Exercise. Scan the listing below for the word "React" and state how many lines hold it. Write nothing but the number.
# Start of Supplied records
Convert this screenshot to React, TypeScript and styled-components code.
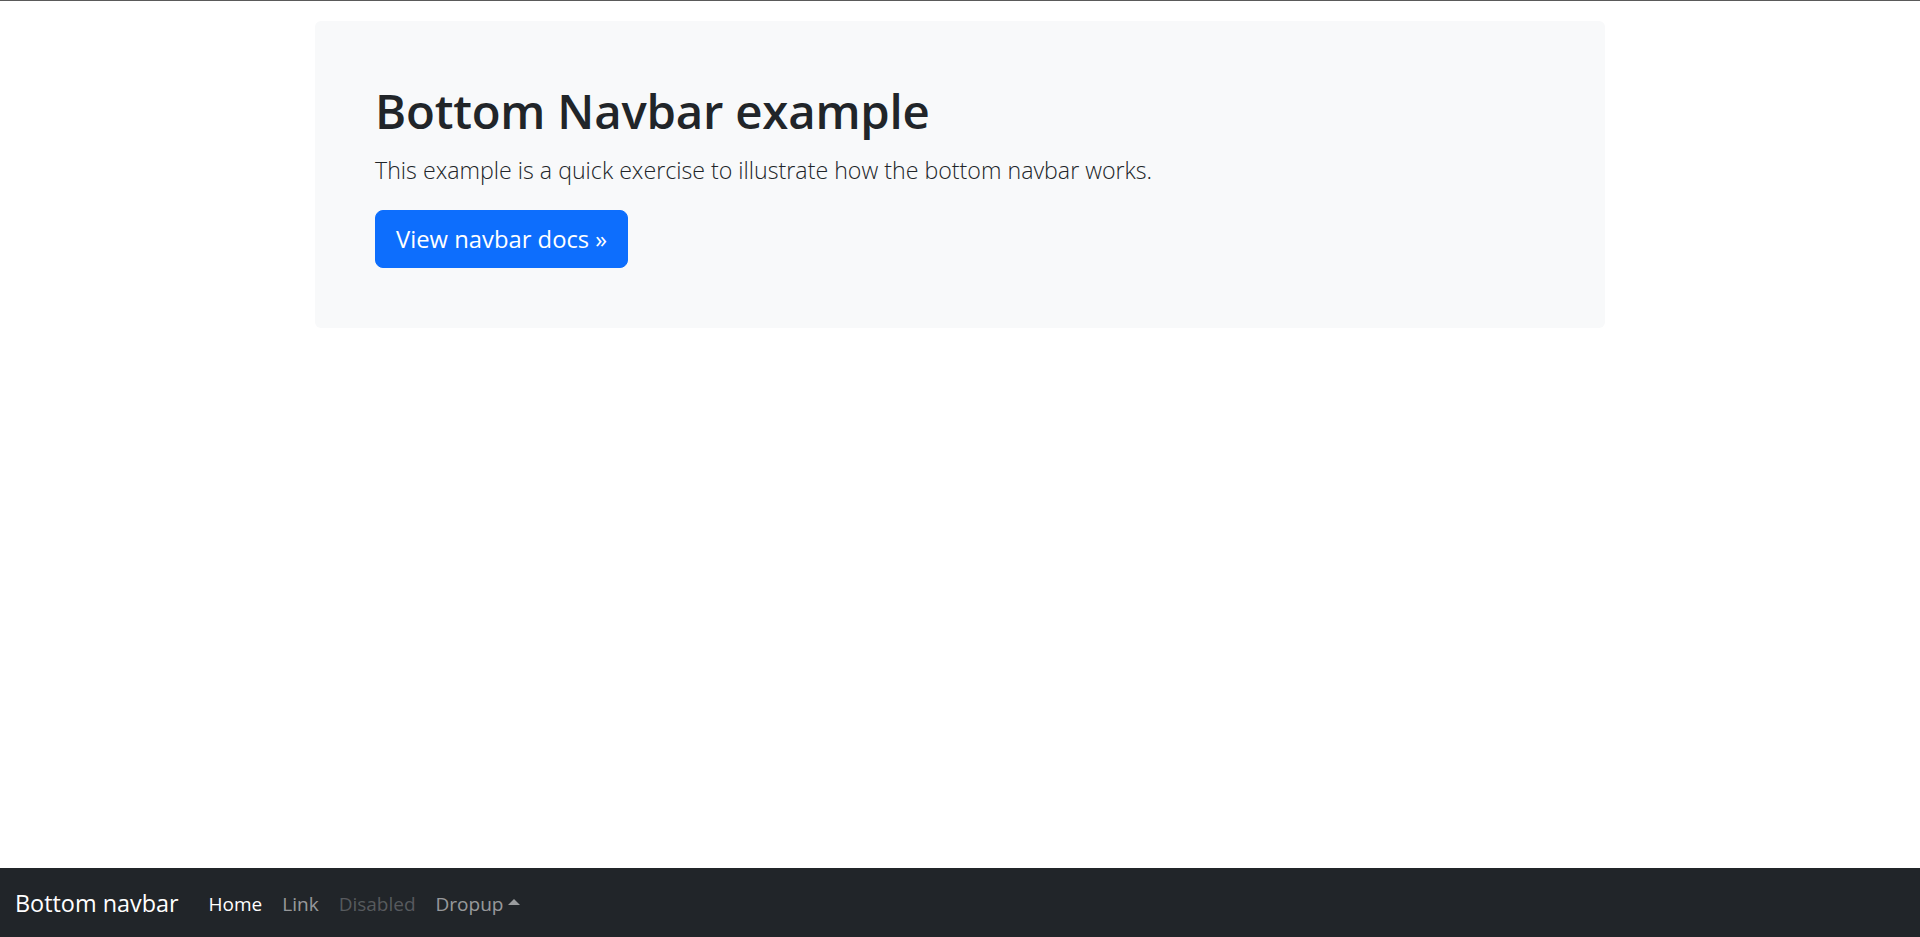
import React from "react";
import styled, { createGlobalStyle } from "styled-components";

const GlobalStyle = createGlobalStyle`
  html, body { margin: 0; padding: 0; }
  body {
    background: #fff;
    color: #212529;
    font-family: "Open Sans", "Noto Sans", "Liberation Sans", sans-serif;
    font-size: 20px;
    line-height: 1.5;
    border-top: 1px solid #5a5a5a;
  }
  * { box-sizing: border-box; }
`;

const Page = styled.div`
  min-height: 936px;
  display: flex;
  flex-direction: column;
`;

const Main = styled.main`
  width: 1290px;
  margin: 20px auto 0;
`;

const Jumbotron = styled.div`
  background: #f8f9fa;
  border-radius: 6px;
  padding: 60px;
`;

const Title = styled.h1`
  margin: 0 0 10px;
  font-size: 47.3px;
  font-weight: 600;
  line-height: 60px;
  color: #212529;
  letter-spacing: -0.2px;
`;

const Lead = styled.p`
  margin: 0 0 20px;
  font-size: 23.2px;
  font-weight: 300;
  line-height: 38.5px;
  color: #212529;
`;

const PrimaryButton = styled.a`
  display: inline-block;
  background: #0d6efd;
  color: #fff;
  border: 1px solid #0d6efd;
  border-radius: 8px;
  padding: 10px 20px;
  font-size: 23.8px;
  line-height: 36.5px;
  text-decoration: none;
  cursor: pointer;
`;

const Navbar = styled.nav`
  position: fixed;
  left: 0;
  right: 0;
  bottom: 0;
  height: 69px;
  background: #212529;
  display: flex;
  align-items: center;
  padding: 3px 15px 0;
`;

const Brand = styled.a`
  color: #fff;
  font-size: 23.4px;
  line-height: 37.5px;
  padding: 6px 0;
  margin-right: 20px;
  text-decoration: none;
  white-space: nowrap;
`;

const NavList = styled.ul`
  display: flex;
  list-style: none;
  margin: 0;
  padding: 0;
`;

const NavLink = styled.a<{ $state?: "active" | "disabled" | "normal" }>`
  display: flex;
  align-items: center;
  padding: 10px 10px;
  font-size: 19px;
  line-height: 30px;
  text-decoration: none;
  white-space: nowrap;
  color: ${(p) =>
    p.$state === "active"
      ? "#fff"
      : p.$state === "disabled"
      ? "rgba(255,255,255,0.25)"
      : "rgba(255,255,255,0.55)"};
`;

const Caret = styled.span`
  display: inline-block;
  margin-left: 5px;
  width: 0;
  height: 0;
  border-left: 6px solid transparent;
  border-right: 6px solid transparent;
  border-bottom: 6px solid currentColor;
  transform: translateY(-2px);
`;

export default function App() {
  return (
    <>
      <GlobalStyle />
      <Page>
        <Main>
          <Jumbotron>
            <Title>Bottom Navbar example</Title>
            <Lead>This example is a quick exercise to illustrate how the bottom navbar works.</Lead>
            <PrimaryButton>View navbar docs »</PrimaryButton>
          </Jumbotron>
        </Main>
        <Navbar>
          <Brand>Bottom navbar</Brand>
          <NavList>
            <li><NavLink $state="active">Home</NavLink></li>
            <li><NavLink>Link</NavLink></li>
            <li><NavLink $state="disabled">Disabled</NavLink></li>
            <li><NavLink>Dropup<Caret /></NavLink></li>
          </NavList>
        </Navbar>
      </Page>
    </>
  );
}
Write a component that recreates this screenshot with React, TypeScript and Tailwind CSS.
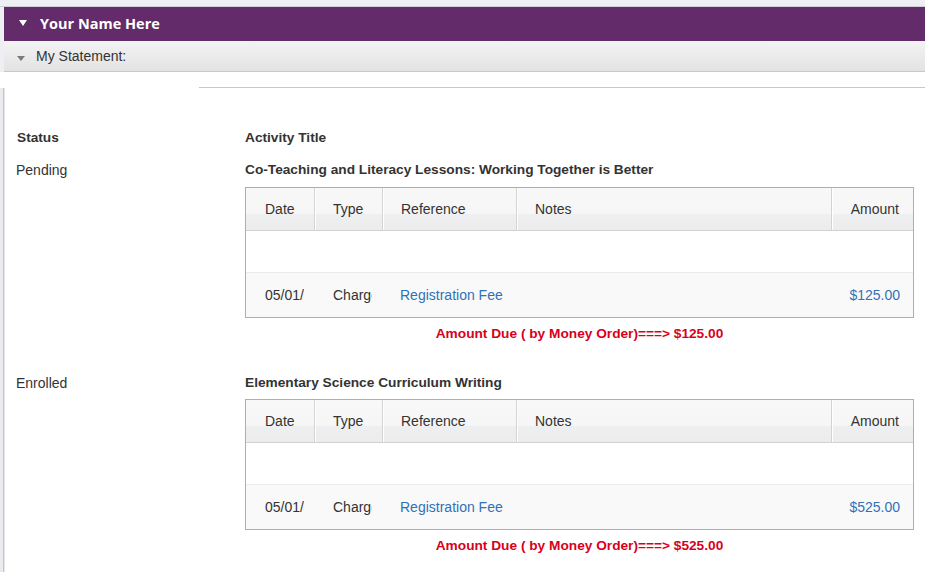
import React from "react";

type Entry = {
  status: string;
  title: string;
  date: string;
  type: string;
  reference: string;
  amount: string;
};

const entries: Entry[] = [
  {
    status: "Pending",
    title: "Co-Teaching and Literacy Lessons: Working Together is Better",
    date: "05/01/2017",
    type: "Charge",
    reference: "Registration Fee",
    amount: "$125.00",
  },
  {
    status: "Enrolled",
    title: "Elementary Science Curriculum Writing",
    date: "05/01/2017",
    type: "Charge",
    reference: "Registration Fee",
    amount: "$525.00",
  },
];

const headCell =
  "h-[42px] flex items-center border-r border-r-[#d3d3d3] border-l border-l-white bg-[linear-gradient(to_bottom,#f8f8f8_0%,#f6f6f6_62%,#eeeff0_62%,#ececed_100%)]";

function StatementTable({ e }: { e: Entry }) {
  return (
    <div className="w-[669px] p-[1px] bg-[#8fb3e6]">
      <div className="bg-white">
        <div className="flex border-b border-[#d2d2d2]">
          <div className={`${headCell} w-[69px] pl-[19px] border-l-0`}>Date</div>
          <div className={`${headCell} w-[68px] pl-[17px]`}>Type</div>
          <div className={`${headCell} w-[134px] pl-[17px]`}>Reference</div>
          <div className={`${headCell} w-[315px] pl-[17px]`}>Notes</div>
          <div className={`${headCell} flex-1 justify-end pr-[14px] border-r-0`}>Amount</div>
        </div>
        <div className="h-[42px] bg-white border-b border-[#ececec]" />
        <div className="h-[44px] bg-[#f9f9f9] flex items-center">
          <div className="w-[69px] pl-[19px]">
            <div className="w-[39px] overflow-hidden whitespace-nowrap">{e.date}</div>
          </div>
          <div className="w-[68px] pl-[18px]">
            <div className="w-[39px] overflow-hidden whitespace-nowrap">{e.type}</div>
          </div>
          <div className="w-[134px] pl-[17px] text-[#2f72b8] whitespace-nowrap">{e.reference}</div>
          <div className="w-[315px]" />
          <div className="flex-1 text-right pr-[13px] text-[#2f72b8]">{e.amount}</div>
        </div>
      </div>
    </div>
  );
}

export default function App() {
  return (
    <div
      className="w-[925px] h-[572px] overflow-hidden bg-white text-[#333] text-[14px]"
      style={{ fontFamily: '"Liberation Sans", Arial, sans-serif' }}
    >
      <div className="h-[7px] bg-[#eeeff3] border-b border-[#cfcfd2]" />
      <div className="bg-[#eeeff3] pl-[4px]">
        <div className="h-[34px] bg-[#632b6a] flex items-center">
          <svg width="10" height="6" viewBox="0 0 10 6" className="ml-[14px] mr-[12px] mt-[-2px]">
            <path d="M1 0 L9 0 L5 6 Z" fill="#ffffff" />
          </svg>
          <span
            className="text-white font-bold text-[14.5px]"
            style={{ fontFamily: '"Open Sans", "Liberation Sans", sans-serif' }}
          >
            Your Name Here
          </span>
        </div>
        <div className="h-[31px] flex items-center border-b border-[#c9c9c9] bg-[linear-gradient(to_bottom,#f3f3f3,#e3e3e3)]">
          <svg width="10" height="6" viewBox="0 0 10 6" className="ml-[12px] mr-[10px] mt-[5px]">
            <path d="M1 0 L9 0 L5 5 Z" fill="#7a7a7a" />
          </svg>
          <span className="text-[14px] text-[#333]">My Statement:</span>
        </div>
      </div>
      <div className="flex h-[16px]">
        <div className="w-[199px] bg-white" />
        <div className="flex-1 border-b border-[#c8c8c8]" />
      </div>
      <div className="flex h-full">
        <div className="w-[3px] bg-[#eaebef]" />
        <div className="w-[1px] bg-[#c6c6c6]" />
        <div className="w-[1px] bg-[#e4e4e4]" />
        <div className="flex-1 pt-[41px]">
          <div className="flex font-bold text-[13.7px] leading-[18px]">
            <div className="w-[240px] pl-[12px]">Status</div>
            <div>Activity Title</div>
          </div>
          {entries.map((e, i) => (
            <div key={i} className={`flex ${i === 0 ? "mt-[14px]" : "mt-[16px]"}`}>
              <div className="w-[240px] pl-[11px] leading-[18px]">{e.status}</div>
              <div className="flex flex-col">
                <div className={`font-bold text-[13.7px] leading-[18px] ${i === 0 ? "mb-[8px]" : "mb-[7px]"}`}>{e.title}</div>
                <StatementTable e={e} />
                <div className="w-[669px] text-center text-[#d9001b] font-bold text-[13.7px] leading-[18px] mt-[7px] mb-[15px]">
                  Amount Due ( by Money Order)===&gt; {e.amount}
                </div>
              </div>
            </div>
          ))}
        </div>
      </div>
    </div>
  );
}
# End of Supplied records
Reply to the task. 4